==== INFORMATION PROVIDED ====

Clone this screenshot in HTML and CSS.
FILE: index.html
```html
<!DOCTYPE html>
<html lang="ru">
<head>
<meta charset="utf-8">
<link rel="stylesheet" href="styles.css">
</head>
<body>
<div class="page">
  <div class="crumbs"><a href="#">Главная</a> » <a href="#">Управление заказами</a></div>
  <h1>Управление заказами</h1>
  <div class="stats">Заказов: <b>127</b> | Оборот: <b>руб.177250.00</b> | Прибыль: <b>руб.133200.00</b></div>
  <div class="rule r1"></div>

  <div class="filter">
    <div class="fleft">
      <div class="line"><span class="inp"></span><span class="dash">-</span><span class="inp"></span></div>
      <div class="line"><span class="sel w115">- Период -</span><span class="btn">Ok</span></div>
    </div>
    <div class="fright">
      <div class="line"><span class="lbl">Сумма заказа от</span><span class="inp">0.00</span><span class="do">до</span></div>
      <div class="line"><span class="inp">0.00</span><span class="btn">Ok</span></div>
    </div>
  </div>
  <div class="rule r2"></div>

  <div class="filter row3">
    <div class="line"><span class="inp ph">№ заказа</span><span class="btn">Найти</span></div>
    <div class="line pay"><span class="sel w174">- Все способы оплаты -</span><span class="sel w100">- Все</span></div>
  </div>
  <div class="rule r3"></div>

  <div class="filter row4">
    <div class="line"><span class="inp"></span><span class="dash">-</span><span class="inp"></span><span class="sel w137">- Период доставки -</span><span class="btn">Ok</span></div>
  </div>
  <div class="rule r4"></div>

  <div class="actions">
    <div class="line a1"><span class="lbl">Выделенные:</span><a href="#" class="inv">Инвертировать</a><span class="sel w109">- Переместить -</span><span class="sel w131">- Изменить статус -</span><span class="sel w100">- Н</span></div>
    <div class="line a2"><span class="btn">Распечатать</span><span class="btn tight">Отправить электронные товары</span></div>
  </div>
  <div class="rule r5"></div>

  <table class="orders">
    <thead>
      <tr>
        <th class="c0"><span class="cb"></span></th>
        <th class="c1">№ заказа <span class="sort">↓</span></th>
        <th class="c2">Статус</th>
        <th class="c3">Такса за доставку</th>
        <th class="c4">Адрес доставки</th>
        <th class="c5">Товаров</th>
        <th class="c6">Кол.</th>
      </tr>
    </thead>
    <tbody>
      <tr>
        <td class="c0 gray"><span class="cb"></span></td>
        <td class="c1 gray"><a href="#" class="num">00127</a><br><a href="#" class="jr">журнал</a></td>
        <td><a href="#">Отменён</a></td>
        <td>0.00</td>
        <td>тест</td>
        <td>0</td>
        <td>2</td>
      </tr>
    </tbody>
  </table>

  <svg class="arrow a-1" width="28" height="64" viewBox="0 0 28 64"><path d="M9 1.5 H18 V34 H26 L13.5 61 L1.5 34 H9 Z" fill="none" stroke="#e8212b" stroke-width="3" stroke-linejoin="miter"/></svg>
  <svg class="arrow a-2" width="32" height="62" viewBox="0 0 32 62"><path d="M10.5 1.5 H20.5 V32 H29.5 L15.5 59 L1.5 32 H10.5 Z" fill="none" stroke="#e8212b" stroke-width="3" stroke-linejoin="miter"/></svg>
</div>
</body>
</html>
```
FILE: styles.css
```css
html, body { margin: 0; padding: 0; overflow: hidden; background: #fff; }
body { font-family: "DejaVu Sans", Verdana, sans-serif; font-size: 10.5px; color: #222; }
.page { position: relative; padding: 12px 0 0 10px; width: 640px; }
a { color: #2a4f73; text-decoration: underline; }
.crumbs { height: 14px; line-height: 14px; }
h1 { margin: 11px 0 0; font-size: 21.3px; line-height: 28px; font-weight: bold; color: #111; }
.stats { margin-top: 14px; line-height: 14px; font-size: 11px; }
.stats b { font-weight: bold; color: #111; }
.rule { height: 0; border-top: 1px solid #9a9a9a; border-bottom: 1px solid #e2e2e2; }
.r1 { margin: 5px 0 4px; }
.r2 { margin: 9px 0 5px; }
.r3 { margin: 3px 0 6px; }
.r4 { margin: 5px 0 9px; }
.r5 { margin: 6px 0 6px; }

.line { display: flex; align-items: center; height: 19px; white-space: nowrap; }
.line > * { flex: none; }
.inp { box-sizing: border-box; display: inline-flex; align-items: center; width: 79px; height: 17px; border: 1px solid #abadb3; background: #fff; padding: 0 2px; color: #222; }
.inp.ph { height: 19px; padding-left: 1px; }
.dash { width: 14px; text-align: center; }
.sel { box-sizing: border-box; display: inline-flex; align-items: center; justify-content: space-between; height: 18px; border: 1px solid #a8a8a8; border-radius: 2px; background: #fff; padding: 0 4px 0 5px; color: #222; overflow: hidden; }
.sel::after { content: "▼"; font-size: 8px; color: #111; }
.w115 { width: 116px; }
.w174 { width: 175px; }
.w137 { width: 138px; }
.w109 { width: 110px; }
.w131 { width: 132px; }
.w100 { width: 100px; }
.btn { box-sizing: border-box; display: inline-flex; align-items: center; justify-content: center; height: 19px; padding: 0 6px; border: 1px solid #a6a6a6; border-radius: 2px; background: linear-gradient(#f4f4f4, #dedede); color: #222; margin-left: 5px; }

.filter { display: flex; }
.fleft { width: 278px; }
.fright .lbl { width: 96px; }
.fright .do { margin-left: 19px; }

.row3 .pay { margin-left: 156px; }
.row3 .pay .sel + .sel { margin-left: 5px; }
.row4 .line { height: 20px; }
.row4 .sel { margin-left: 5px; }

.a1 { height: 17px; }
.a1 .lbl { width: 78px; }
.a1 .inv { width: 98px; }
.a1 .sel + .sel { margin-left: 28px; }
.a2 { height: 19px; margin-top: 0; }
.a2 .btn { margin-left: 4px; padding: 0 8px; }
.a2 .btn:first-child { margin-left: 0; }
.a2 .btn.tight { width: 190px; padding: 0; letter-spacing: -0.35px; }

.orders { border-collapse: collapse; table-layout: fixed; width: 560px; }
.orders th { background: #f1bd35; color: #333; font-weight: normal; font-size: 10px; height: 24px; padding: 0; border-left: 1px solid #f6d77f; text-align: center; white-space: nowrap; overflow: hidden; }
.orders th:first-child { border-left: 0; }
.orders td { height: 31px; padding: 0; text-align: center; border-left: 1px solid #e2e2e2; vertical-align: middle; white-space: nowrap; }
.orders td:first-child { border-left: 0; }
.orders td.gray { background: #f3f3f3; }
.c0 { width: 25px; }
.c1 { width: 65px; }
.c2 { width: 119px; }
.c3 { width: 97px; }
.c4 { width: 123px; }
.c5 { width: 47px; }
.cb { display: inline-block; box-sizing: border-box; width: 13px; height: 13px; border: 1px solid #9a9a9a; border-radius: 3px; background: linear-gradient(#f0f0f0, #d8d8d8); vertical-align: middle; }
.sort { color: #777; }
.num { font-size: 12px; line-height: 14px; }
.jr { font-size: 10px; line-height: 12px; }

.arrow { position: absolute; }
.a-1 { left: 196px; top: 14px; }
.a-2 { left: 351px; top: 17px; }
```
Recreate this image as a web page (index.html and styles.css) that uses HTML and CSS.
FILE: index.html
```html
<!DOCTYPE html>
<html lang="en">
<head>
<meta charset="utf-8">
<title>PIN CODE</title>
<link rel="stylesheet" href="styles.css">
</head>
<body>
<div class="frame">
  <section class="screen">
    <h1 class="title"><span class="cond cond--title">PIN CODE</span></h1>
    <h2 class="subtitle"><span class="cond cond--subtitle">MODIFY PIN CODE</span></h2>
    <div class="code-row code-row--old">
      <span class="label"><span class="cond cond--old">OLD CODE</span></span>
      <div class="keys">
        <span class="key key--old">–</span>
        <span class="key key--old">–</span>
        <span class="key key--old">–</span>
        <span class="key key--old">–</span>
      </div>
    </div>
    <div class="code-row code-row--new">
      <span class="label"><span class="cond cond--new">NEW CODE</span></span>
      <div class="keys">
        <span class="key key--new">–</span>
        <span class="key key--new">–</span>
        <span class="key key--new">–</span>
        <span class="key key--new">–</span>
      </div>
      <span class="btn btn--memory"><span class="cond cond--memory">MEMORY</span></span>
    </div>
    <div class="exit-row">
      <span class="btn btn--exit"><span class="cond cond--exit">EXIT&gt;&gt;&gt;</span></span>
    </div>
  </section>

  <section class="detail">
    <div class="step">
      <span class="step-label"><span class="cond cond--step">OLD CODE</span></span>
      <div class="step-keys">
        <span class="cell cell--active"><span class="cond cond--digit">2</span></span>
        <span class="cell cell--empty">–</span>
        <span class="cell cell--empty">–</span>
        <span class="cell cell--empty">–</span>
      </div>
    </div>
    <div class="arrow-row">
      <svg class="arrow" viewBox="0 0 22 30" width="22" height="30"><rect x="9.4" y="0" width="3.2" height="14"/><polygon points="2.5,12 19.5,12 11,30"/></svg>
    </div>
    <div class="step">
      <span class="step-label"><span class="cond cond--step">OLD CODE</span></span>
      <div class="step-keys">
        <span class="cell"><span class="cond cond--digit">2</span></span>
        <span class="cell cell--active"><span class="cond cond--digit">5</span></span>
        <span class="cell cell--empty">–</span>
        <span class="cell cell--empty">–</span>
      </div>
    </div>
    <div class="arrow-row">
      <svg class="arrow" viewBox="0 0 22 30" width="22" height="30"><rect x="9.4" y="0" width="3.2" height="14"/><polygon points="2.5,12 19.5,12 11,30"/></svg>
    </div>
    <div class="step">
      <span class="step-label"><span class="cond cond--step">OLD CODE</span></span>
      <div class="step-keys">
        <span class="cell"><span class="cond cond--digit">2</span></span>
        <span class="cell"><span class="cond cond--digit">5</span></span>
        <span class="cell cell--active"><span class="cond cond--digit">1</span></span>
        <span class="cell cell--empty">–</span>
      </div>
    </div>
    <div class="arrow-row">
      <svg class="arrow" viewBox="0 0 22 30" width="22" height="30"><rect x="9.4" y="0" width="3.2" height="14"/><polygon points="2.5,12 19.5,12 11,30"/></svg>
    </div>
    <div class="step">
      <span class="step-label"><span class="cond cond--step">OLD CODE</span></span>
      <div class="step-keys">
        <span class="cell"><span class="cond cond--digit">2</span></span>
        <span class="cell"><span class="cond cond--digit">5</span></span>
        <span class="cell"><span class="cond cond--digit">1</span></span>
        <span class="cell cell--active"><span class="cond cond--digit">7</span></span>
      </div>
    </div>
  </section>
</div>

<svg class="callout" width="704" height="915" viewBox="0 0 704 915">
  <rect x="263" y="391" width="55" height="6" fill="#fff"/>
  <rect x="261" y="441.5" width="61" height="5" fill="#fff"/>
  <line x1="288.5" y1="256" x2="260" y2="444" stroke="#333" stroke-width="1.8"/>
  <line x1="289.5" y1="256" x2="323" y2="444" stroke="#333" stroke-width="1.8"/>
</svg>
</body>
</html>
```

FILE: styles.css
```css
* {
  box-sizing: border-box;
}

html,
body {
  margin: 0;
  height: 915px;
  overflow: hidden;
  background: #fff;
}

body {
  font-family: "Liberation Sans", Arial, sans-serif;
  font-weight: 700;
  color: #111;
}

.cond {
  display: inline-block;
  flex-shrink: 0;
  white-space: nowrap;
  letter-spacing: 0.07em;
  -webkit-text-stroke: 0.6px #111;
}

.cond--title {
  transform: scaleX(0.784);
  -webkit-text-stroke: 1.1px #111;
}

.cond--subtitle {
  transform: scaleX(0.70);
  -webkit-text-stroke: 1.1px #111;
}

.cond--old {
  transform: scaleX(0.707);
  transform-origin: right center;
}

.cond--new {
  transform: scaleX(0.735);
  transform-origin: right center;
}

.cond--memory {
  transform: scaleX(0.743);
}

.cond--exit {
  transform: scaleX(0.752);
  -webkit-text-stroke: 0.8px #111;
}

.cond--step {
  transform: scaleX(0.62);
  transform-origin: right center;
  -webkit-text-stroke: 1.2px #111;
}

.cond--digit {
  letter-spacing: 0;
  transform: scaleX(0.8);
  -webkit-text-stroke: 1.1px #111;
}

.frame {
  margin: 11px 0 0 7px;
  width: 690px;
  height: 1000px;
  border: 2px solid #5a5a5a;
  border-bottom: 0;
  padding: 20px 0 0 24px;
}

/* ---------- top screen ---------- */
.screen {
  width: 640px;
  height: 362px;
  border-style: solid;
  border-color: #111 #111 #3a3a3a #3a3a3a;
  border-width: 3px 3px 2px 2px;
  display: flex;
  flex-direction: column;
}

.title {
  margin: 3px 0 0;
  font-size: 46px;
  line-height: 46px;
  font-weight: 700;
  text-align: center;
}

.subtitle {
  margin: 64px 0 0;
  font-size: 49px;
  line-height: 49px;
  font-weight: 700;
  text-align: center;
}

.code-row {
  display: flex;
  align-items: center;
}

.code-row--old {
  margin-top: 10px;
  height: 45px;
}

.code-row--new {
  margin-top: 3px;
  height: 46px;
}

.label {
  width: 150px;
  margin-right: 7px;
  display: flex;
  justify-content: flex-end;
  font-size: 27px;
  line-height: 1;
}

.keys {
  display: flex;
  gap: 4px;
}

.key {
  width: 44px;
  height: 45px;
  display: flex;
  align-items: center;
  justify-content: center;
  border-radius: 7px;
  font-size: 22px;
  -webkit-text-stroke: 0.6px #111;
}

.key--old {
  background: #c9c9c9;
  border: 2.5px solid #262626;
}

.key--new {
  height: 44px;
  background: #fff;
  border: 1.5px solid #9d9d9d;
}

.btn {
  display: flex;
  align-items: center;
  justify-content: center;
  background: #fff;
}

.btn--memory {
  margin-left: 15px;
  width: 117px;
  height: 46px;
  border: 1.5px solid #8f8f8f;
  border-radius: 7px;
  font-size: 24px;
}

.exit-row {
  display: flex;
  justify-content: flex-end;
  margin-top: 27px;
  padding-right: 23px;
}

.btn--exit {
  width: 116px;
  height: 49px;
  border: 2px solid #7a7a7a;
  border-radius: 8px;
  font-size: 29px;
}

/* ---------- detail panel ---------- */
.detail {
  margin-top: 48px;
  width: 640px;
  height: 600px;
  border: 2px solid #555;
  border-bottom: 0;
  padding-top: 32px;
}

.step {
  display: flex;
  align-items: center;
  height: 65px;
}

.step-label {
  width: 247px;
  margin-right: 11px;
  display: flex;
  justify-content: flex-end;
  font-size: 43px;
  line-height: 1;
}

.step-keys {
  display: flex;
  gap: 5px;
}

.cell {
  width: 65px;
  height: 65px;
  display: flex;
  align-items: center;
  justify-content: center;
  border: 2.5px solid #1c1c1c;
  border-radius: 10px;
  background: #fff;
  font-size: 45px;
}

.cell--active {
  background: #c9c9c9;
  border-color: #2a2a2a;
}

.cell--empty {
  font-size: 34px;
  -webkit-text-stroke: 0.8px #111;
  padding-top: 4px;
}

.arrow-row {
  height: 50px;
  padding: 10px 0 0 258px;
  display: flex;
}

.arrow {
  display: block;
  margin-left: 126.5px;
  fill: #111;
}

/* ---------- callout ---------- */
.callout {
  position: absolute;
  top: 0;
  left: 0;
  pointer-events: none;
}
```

====

Filter out all lines lacking the word "page" and copy the rest.

## EXERCISE OUTPUT
<div class="page">
.page { position: relative; padding: 12px 0 0 10px; width: 640px; }
Recreate this image as a web page (index.html and styles.css) that uses HTML and CSS.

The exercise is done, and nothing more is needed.